Dataset entries:
______

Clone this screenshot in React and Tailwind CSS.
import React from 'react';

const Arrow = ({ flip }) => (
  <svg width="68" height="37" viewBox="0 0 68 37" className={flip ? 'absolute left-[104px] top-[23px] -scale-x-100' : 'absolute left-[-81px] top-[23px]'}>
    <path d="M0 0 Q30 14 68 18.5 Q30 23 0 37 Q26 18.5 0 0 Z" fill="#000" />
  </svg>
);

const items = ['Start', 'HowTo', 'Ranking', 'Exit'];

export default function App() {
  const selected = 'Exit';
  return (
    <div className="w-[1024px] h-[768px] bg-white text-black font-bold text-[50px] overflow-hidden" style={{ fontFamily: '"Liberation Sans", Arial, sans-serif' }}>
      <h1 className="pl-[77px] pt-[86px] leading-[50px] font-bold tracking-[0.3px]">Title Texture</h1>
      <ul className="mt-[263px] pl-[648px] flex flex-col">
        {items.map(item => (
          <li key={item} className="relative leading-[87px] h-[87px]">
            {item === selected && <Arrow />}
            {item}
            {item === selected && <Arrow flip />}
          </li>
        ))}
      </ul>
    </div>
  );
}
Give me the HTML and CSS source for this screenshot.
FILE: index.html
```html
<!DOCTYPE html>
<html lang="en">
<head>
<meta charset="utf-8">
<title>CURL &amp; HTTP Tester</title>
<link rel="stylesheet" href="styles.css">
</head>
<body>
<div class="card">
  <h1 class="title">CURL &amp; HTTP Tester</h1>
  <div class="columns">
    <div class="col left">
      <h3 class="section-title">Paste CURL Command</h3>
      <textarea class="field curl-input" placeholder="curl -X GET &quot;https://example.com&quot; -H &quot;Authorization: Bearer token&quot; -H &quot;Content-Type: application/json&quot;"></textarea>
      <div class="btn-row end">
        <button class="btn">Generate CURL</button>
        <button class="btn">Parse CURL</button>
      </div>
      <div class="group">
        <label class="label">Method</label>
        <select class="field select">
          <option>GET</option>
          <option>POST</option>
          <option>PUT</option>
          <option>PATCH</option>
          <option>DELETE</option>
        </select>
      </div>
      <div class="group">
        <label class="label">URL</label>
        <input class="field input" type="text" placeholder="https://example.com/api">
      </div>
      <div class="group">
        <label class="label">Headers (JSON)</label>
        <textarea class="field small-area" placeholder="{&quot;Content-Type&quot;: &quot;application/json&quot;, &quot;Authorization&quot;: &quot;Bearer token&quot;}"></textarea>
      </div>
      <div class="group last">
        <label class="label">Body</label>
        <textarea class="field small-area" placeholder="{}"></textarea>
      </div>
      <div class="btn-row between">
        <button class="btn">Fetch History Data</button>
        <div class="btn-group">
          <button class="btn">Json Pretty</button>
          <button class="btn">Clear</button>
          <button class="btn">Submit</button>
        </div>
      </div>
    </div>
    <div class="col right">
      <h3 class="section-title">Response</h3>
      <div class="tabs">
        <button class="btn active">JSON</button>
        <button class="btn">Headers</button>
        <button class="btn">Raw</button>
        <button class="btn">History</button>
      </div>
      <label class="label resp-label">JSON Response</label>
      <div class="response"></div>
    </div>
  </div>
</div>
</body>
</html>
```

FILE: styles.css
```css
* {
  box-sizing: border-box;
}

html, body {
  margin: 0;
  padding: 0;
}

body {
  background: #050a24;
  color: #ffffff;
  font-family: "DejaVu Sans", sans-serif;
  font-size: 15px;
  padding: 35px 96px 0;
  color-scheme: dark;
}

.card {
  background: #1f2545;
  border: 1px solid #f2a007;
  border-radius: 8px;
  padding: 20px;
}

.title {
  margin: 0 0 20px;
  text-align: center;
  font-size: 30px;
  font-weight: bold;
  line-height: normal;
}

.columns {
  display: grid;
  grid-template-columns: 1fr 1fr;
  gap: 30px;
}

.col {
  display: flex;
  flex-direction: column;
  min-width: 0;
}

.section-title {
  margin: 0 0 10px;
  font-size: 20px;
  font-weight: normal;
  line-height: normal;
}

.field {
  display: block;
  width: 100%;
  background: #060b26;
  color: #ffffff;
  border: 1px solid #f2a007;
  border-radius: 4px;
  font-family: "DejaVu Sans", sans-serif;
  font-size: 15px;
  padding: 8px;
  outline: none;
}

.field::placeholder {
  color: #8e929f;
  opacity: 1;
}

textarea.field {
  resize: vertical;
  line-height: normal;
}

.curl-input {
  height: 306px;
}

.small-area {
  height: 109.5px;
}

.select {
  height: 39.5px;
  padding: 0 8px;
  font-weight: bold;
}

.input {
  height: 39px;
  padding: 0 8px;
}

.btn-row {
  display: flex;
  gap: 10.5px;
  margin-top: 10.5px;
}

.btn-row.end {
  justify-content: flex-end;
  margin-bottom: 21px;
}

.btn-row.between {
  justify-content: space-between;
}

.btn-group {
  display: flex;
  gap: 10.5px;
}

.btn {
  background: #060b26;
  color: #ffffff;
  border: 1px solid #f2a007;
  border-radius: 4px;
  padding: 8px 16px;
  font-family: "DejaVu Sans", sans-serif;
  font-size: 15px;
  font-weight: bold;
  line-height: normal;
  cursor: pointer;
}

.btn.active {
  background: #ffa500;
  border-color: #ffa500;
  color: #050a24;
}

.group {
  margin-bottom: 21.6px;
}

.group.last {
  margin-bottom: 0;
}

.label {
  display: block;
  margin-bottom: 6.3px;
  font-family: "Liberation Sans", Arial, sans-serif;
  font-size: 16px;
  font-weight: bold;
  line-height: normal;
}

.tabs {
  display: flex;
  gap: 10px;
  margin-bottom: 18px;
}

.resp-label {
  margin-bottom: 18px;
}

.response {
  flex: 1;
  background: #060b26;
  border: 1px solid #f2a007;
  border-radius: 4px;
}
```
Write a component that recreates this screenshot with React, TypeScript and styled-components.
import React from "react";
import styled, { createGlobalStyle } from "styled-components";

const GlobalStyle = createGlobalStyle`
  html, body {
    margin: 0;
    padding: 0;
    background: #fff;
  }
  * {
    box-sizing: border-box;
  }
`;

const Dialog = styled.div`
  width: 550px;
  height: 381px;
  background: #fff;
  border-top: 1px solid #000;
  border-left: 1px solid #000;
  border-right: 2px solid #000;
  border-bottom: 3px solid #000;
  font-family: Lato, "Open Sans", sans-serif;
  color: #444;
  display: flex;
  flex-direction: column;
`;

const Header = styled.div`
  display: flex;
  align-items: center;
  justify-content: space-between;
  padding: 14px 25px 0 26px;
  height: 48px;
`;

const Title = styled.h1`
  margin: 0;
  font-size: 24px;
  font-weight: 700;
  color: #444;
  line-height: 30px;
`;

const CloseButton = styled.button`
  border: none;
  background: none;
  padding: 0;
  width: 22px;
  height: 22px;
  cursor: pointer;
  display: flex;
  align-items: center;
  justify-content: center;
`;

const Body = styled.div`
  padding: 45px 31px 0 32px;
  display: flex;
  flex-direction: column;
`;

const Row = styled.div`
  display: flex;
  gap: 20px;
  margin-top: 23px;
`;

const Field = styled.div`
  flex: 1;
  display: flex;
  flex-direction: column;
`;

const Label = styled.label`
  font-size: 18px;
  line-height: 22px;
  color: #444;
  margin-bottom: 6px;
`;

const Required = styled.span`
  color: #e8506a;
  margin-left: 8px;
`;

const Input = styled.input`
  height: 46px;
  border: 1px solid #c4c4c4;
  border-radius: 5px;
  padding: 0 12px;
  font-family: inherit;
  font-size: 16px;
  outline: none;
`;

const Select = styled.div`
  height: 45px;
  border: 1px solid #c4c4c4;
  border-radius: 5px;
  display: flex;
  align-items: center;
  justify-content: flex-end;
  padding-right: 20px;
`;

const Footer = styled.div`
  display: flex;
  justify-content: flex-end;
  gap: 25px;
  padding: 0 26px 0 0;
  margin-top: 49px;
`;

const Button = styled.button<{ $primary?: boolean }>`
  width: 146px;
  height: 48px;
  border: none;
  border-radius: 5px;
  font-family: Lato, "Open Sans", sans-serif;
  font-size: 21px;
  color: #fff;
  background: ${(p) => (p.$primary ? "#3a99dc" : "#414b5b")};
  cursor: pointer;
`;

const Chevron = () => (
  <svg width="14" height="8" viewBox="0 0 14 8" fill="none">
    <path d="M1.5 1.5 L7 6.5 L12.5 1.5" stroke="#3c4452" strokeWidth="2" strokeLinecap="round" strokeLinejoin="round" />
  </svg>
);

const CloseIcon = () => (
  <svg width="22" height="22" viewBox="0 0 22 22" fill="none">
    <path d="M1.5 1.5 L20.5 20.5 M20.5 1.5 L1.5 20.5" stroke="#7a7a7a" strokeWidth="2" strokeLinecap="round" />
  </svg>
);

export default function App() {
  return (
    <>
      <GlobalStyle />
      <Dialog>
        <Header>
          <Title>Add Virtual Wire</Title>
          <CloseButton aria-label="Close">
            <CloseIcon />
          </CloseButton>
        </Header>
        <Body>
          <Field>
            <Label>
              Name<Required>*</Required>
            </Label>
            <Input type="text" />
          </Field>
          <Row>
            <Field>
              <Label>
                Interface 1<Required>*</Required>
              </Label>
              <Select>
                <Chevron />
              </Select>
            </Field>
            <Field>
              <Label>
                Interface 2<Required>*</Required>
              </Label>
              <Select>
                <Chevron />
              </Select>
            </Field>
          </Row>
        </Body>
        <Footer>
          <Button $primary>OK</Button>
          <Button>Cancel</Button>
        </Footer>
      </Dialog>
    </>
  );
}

______

_THE REQUEST_
Print exactly the lines from the beginning of the entries through the line with "const items = ['Start', 'HowTo', 'Ranking', 'Exit'];". Output nothing more.

_COMPLETE RESPONSE_
Clone this screenshot in React and Tailwind CSS.
import React from 'react';

const Arrow = ({ flip }) => (
  <svg width="68" height="37" viewBox="0 0 68 37" className={flip ? 'absolute left-[104px] top-[23px] -scale-x-100' : 'absolute left-[-81px] top-[23px]'}>
    <path d="M0 0 Q30 14 68 18.5 Q30 23 0 37 Q26 18.5 0 0 Z" fill="#000" />
  </svg>
);

const items = ['Start', 'HowTo', 'Ranking', 'Exit'];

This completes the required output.